═════ INFORMATION PROVIDED

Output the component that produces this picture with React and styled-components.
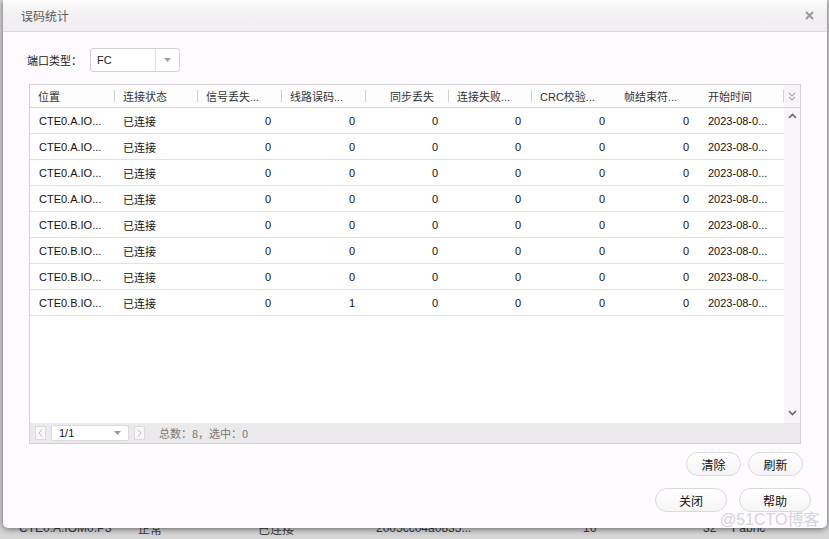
import React from "react";
import styled, { createGlobalStyle } from "styled-components";

const GlobalStyle = createGlobalStyle`
  html, body { margin: 0; padding: 0; overflow: hidden; }
  body { font-family: "Liberation Sans", "Noto Sans CJK SC", sans-serif; }
  * { box-sizing: border-box; }
`;

const FONT = `"Liberation Sans", "Noto Sans CJK SC", sans-serif`;

const Page = styled.div`
  position: relative;
  width: 829px;
  height: 539px;
  background: #d6d6d6;
  overflow: hidden;
  display: flex;
  flex-direction: column;
  justify-content: flex-end;
  font-family: ${FONT};
`;

const BgRow = styled.div`
  height: 18px;
  display: flex;
  align-items: center;
  padding: 0 0 4px 19px;
  font-size: 12px;
  color: #3a3a3a;
  white-space: nowrap;
`;

const BgCell = styled.span`
  width: ${(p) => p.$w}px;
  flex: none;
`;

const Dialog = styled.div`
  position: absolute;
  left: 3px;
  top: 0;
  width: 824px;
  height: 528px;
  background: #fdfbfd;
  border-radius: 0 0 5px 5px;
  box-shadow: 0 1px 6px rgba(0, 0, 0, 0.55);
  display: flex;
  flex-direction: column;
`;

const TitleBar = styled.div`
  height: 32px;
  flex: none;
  display: flex;
  align-items: center;
  justify-content: space-between;
  padding: 0 13px 0 18px;
  border-bottom: 1px solid #dcdadc;
  background: linear-gradient(to bottom, #fdfcfd 0%, #f3f1f3 40%, #efedef 100%);
`;

const Title = styled.span`
  font-size: 12px;
  color: #5a5a5a;
  font-family: "Noto Sans CJK SC", sans-serif;
`;

const CloseIcon = styled.svg`
  width: 9px;
  height: 9px;
  display: block;
`;

const PortRow = styled.div`
  margin-top: 16px;
  height: 24px;
  display: flex;
  align-items: center;
  gap: 8px;
  padding-left: 24px;
`;

const Label = styled.span`
  font-size: 11px;
  color: #222;
  font-family: "Noto Sans CJK SC", sans-serif;
`;

const SelectBox = styled.div`
  width: 90px;
  height: 24px;
  border: 1px solid #d3d1d3;
  border-radius: 3px;
  background: #fff;
  display: flex;
  align-items: stretch;
`;

const SelectText = styled.div`
  flex: 1;
  display: flex;
  align-items: center;
  padding-left: 6px;
  font-size: 11px;
  color: #222;
  border-right: 1px solid #dedede;
`;

const SelectArrow = styled.div`
  width: 23px;
  display: flex;
  align-items: center;
  justify-content: center;
`;

const TableBox = styled.div`
  margin: 12px 26px 0 26px;
  border: 1px solid #d2d0d2;
  background: #fff;
  display: flex;
  flex-direction: column;
`;

const COLS = "85px 83px 84px 84px 83px 83px 84px 84px 84px 16px";

const HeaderRow = styled.div`
  height: 23px;
  display: grid;
  grid-template-columns: ${COLS};
  border-bottom: 1px solid #d6d4d6;
  background: #fdfdfd;
`;

const HeaderCell = styled.div`
  display: flex;
  align-items: center;
  justify-content: ${(p) => (p.$right ? "flex-end" : "flex-start")};
  padding: ${(p) => (p.$right ? "0 15px 0 0" : "0 0 0 8px")};
  font-size: 11px;
  color: #333;
  white-space: nowrap;
  overflow: hidden;
  background: ${(p) =>
    p.$sep
      ? "linear-gradient(#cfcfcf, #cfcfcf) right center / 1px 12px no-repeat"
      : "none"};
`;

const HeaderScroll = styled.div`
  display: flex;
  align-items: center;
  justify-content: center;
  background: #f7f5f7;
`;

const BodyArea = styled.div`
  height: 315px;
  display: flex;
`;

const Rows = styled.div`
  width: 754px;
  background: #fff;
`;

const DataRow = styled.div`
  height: 26px;
  display: grid;
  grid-template-columns: 85px 83px 84px 84px 83px 83px 84px 84px 84px;
  border-bottom: 1px solid #e2e0e2;
`;

const Cell = styled.div`
  display: flex;
  align-items: center;
  justify-content: ${(p) => (p.$num ? "flex-end" : "flex-start")};
  padding: ${(p) => (p.$num ? "0 11px 0 0" : `0 0 0 ${p.$pl || 8}px`)};
  font-size: 11px;
  color: #111;
  white-space: nowrap;
  overflow: hidden;
`;

const ScrollTrack = styled.div`
  flex: 1;
  background: #f7f5f7;
  display: flex;
  flex-direction: column;
  align-items: center;
  justify-content: space-between;
  padding: 5px 0 7px 0;
`;

const Footer = styled.div`
  height: 20px;
  background: #ebe9eb;
  display: flex;
  align-items: center;
  padding-left: 5px;
  gap: 5px;
`;

const PagerArrow = styled.div`
  width: 11px;
  height: 14px;
  border: 1px solid #dcdadc;
  background: #f8f7f8;
  display: flex;
  align-items: center;
  justify-content: center;
`;

const PageSelect = styled.div`
  width: 78px;
  height: 16px;
  background: #fff;
  border: 1px solid #dcdadc;
  border-radius: 2px;
  display: flex;
  align-items: center;
  justify-content: space-between;
  padding: 0 7px 0 7px;
  font-size: 11px;
  color: #111;
`;

const FooterText = styled.span`
  margin-left: 9px;
  font-size: 11px;
  color: #777;
  font-family: "Noto Sans CJK SC", sans-serif;
`;

const ButtonRow = styled.div`
  margin-top: ${(p) => p.$mt}px;
  height: 24px;
  display: flex;
  justify-content: flex-end;
  gap: ${(p) => p.$gap}px;
  padding-right: ${(p) => p.$pr}px;
`;

const Button = styled.button`
  width: ${(p) => p.$w}px;
  height: 24px;
  border: 1px solid #dad8da;
  border-radius: 12px;
  background: linear-gradient(to bottom, #ffffff, #f6f5f6);
  font-family: "Noto Sans CJK SC", sans-serif;
  font-size: 12px;
  color: #111;
  padding: 0;
  display: flex;
  align-items: center;
  justify-content: center;
  cursor: pointer;
`;

const Watermark = styled.div`
  position: absolute;
  left: 720px;
  top: 506px;
  font-size: 16px;
  color: #d6d4d6;
  font-family: ${FONT};
  white-space: nowrap;
  pointer-events: none;
`;

const Tri = ({ color = "#999" }) => (
  <svg width="7" height="4" viewBox="0 0 7 4" style={{ display: "block" }}>
    <polygon points="0,0 7,0 3.5,4" fill={color} />
  </svg>
);

const ChevUp = () => (
  <svg width="9" height="6" viewBox="0 0 9 6" style={{ display: "block" }}>
    <polyline points="1,5 4.5,1.5 8,5" fill="none" stroke="#666" strokeWidth="1.6" />
  </svg>
);

const ChevDown = () => (
  <svg width="9" height="6" viewBox="0 0 9 6" style={{ display: "block" }}>
    <polyline points="1,1 4.5,4.5 8,1" fill="none" stroke="#666" strokeWidth="1.6" />
  </svg>
);

const DoubleDown = () => (
  <svg width="8" height="9" viewBox="0 0 8 9" style={{ display: "block" }}>
    <polyline points="1,1 4,4 7,1" fill="none" stroke="#aaa" strokeWidth="1.1" />
    <polyline points="1,5 4,8 7,5" fill="none" stroke="#aaa" strokeWidth="1.1" />
  </svg>
);

const SmallChev = ({ dir }) => (
  <svg width="5" height="8" viewBox="0 0 5 8" style={{ display: "block" }}>
    <polyline
      points={dir === "left" ? "4,0.5 1,4 4,7.5" : "1,0.5 4,4 1,7.5"}
      fill="none"
      stroke="#bbb"
      strokeWidth="1"
    />
  </svg>
);

const headers = [
  { t: "位置", sep: true },
  { t: "连接状态", sep: true },
  { t: "信号丢失...", sep: true },
  { t: "线路误码...", sep: true },
  { t: "同步丢失", sep: true, right: true },
  { t: "连接失败...", sep: true },
  { t: "CRC校验...", sep: false },
  { t: "帧结束符...", sep: false },
  { t: "开始时间", sep: true },
];

const rows = [
  { pos: "CTE0.A.IO...", n: [0, 0, 0, 0, 0, 0] },
  { pos: "CTE0.A.IO...", n: [0, 0, 0, 0, 0, 0] },
  { pos: "CTE0.A.IO...", n: [0, 0, 0, 0, 0, 0] },
  { pos: "CTE0.A.IO...", n: [0, 0, 0, 0, 0, 0] },
  { pos: "CTE0.B.IO...", n: [0, 0, 0, 0, 0, 0] },
  { pos: "CTE0.B.IO...", n: [0, 0, 0, 0, 0, 0] },
  { pos: "CTE0.B.IO...", n: [0, 0, 0, 0, 0, 0] },
  { pos: "CTE0.B.IO...", n: [0, 1, 0, 0, 0, 0] },
];

export default function App() {
  return (
    <>
      <GlobalStyle />
      <Page>
        <BgRow>
          <BgCell $w={119}>CTE0.A.IOM0.P3</BgCell>
          <BgCell $w={120}>正常</BgCell>
          <BgCell $w={118}>已连接</BgCell>
          <BgCell $w={207}>2005cc04a0835...</BgCell>
          <BgCell $w={120}>16</BgCell>
          <BgCell $w={29}>32</BgCell>
          <BgCell $w={80}>Fabric</BgCell>
        </BgRow>

        <Dialog>
          <TitleBar>
            <Title>误码统计</Title>
            <CloseIcon viewBox="0 0 9 9">
              <path d="M1 1 L8 8 M8 1 L1 8" stroke="#9a9a9a" strokeWidth="2" />
            </CloseIcon>
          </TitleBar>

          <PortRow>
            <Label>端口类型：</Label>
            <SelectBox>
              <SelectText>FC</SelectText>
              <SelectArrow>
                <Tri color="#a0a0a0" />
              </SelectArrow>
            </SelectBox>
          </PortRow>

          <TableBox>
            <HeaderRow>
              {headers.map((h, i) => (
                <HeaderCell key={i} $sep={h.sep} $right={h.right}>
                  {h.t}
                </HeaderCell>
              ))}
              <HeaderScroll>
                <DoubleDown />
              </HeaderScroll>
            </HeaderRow>

            <BodyArea>
              <Rows>
                {rows.map((r, i) => (
                  <DataRow key={i}>
                    <Cell $pl={9}>{r.pos}</Cell>
                    <Cell>已连接</Cell>
                    {r.n.map((v, j) => (
                      <Cell key={j} $num>
                        {v}
                      </Cell>
                    ))}
                    <Cell>2023-08-0...</Cell>
                  </DataRow>
                ))}
              </Rows>
              <ScrollTrack>
                <ChevUp />
                <ChevDown />
              </ScrollTrack>
            </BodyArea>

            <Footer>
              <PagerArrow>
                <SmallChev dir="left" />
              </PagerArrow>
              <PageSelect>
                <span>1/1</span>
                <Tri color="#999" />
              </PageSelect>
              <PagerArrow>
                <SmallChev dir="right" />
              </PagerArrow>
              <FooterText>总数：8，选中：0</FooterText>
            </Footer>
          </TableBox>

          <ButtonRow $mt={8} $gap={7} $pr={24}>
            <Button $w={55}>清除</Button>
            <Button $w={55}>刷新</Button>
          </ButtonRow>
          <ButtonRow $mt={12} $gap={12} $pr={16}>
            <Button $w={72}>关闭</Button>
            <Button $w={72}>帮助</Button>
          </ButtonRow>
        </Dialog>

        <Watermark>@51CTO博客</Watermark>
      </Page>
    </>
  );
}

══════════

OBJECTIVE => Keep only the lines that hold the string "components", and copy them out.

ANSWER BELOW =>
Output the component that produces this picture with React and styled-components.
import styled, { createGlobalStyle } from "styled-components";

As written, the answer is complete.